No, This Video Does Not Show Pakistani Residents Demolishing A Mosque To ‘Sell Its Iron & Bricks For Food’

Authors

Vasudha noticed the growing problem of mis/disinformation online after studying New Media at ACJ in Chennai and became interested in separating facts from fiction. She is interested in learning how global issues affect individuals on a micro level. Before joining Newschecker’s English team, she was working with Latestly.

Hit by an unprecedented economic crisis, the citizens of Pakistan are struggling to meet their daily needs. Multiple unverified visuals allegedly showing the struggles of people to fulfil their bread and butter requirements are flooding the social media platforms as inflation surges. In this context, a video showing a group of men atop what appears to be a minaret, vandalising it brick-by-brick, has grabbed the attention of social media users. Those sharing the clip claimed that it shows the Pakistani residents demolishing a mosque to sell its “iron and brick for food.” Newschecker found the claim to be untrue.

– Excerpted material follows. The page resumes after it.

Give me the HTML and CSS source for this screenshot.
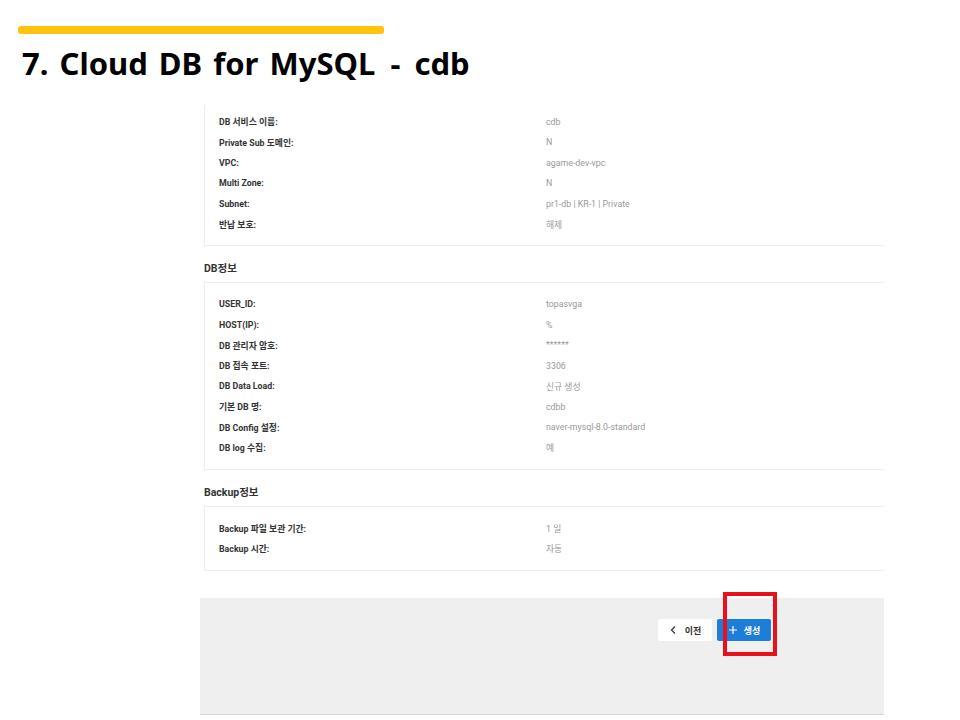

Several Twitter users shared the video with the caption, “In Pakistan they are demolishing masjid and selling its iron and bricks for their food. This is the 3rd masjid demolished in recent past. They say if Allah can’t give us food what is the need of masjids???? (sic)”

Archived versions of such tweets can be seen here, here, here and here.

Newschecker also received the video on our WhatsApp tipline (+91-9999499044) requesting to be fact checked.

 This Video Does Not Show Pakistani Residents Demolishing A Mosque To ‘Sell Its Iron & Bricks For Food’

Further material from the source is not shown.